The following figure illustrates the PAM architecture.

Figure 1  PAM Architecture

image:Figure shows how the PAM library is accessed by applications and PAM service modules.

Administrators can configure one or more series of modules to manage site requirements. This series of modules is called a PAM stack. The stack is evaluated in order. If an application requires more than one PAM stack, the application developer must create more than one service name. For example, the sshd daemon provides and requires several service names for PAM. For the list of PAM service names for the sshd daemon, search for the word PAM in the sshd(8) man page. For details of the PAM stack, see PAM Stacking. PAM Stacking Example steps through a PAM authentication stack.

Benefits of Using PAM

    The PAM framework enables you to configure the requirements that users must satisfy to use an application. The following are some of the benefits that PAM provides:

  • Flexible PAM configuration policy

    • Per-service name authentication policy

    • Site-wide PAM policy and per-user PAM policy

    • Administrative choice of a default authentication policy

    • Enforcement of multiple user requirements on high-security systems

  • Ease of use for the end user

    • No retyping of identical passwords for different authentication services

    • User prompting by multiple authentication services rather than requiring a user to type multiple commands

  • Ease of configuration for the administrator

    • The ability to pass options to the PAM service module

    • The ability to implement a site-specific security policy without having to change the applications

Planning a Site-Specific PAM Configuration

    As delivered, the PAM configuration implements a standard security policy that covers system services that require authentication, such as login and ssh. If you need to implement a different security policy for some system services or create a policy for third-party applications, consider the following issues:

  • Determine that the provided configuration files do not satisfy your requirements.

    Test the default configuration. Test the per-user files in the /etc/security/pam_policy directory. Test whether the default service name other handles your requirements. PAM Stacking Example steps you through the other stack.

  • Identify any service names whose stack needs modification. For an example of modifying a service name's PAM stack, see How to Create a Site-Specific PAM Configuration File.

  • For any third-party application that is coded to use the PAM framework, determine the PAM service names that the application uses.

  • For each service name, determine which PAM modules to use.

    Review the section 5 man pages for the PAM modules. These man pages describe how each module functions, what options are available, and the interactions between stacked modules.
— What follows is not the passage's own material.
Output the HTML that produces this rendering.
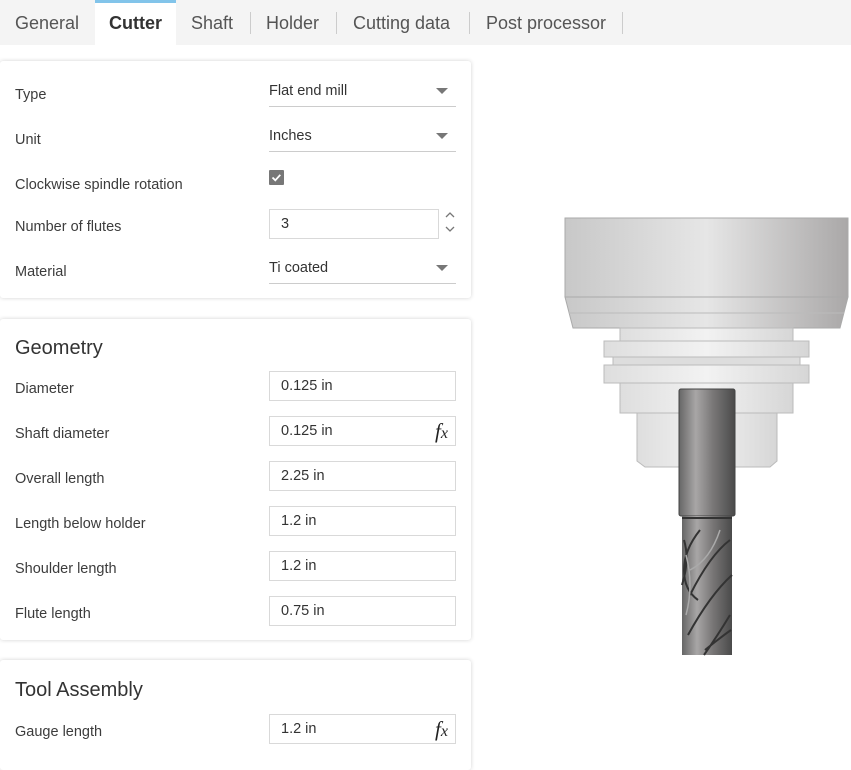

For a brief summary of selected modules, see PAM Service Modules. PAM modules are also available from outside sources.

  • Per service name, decide the order in which to run the modules.

  • Select the control flag for each module. For more information about control flags, see PAM Stacking. Note that the control flags can have security implications.

    For a visual representation, see PAM Stacking: Effect of Control Flags and PAM Stacking: How Integrated Value Is Determined.

  • Choose the options that are necessary for each module. The man page for each module lists the options that are available for that module.

  • Test the use of the application with the PAM configuration. Test as the root role, other roles, privileged users, and regular users. If some users are not permitted to use the application, test those users.

Assigning a Per-User PAM Policy

The pam_user_policy PAM module enables system administrators to assign specific PAM configurations on a per-user basis. When this module is the first module in a PAM stack, and the pam_policy security attribute for the user specifies a PAM configuration file, that file specifies the PAM policy for the user.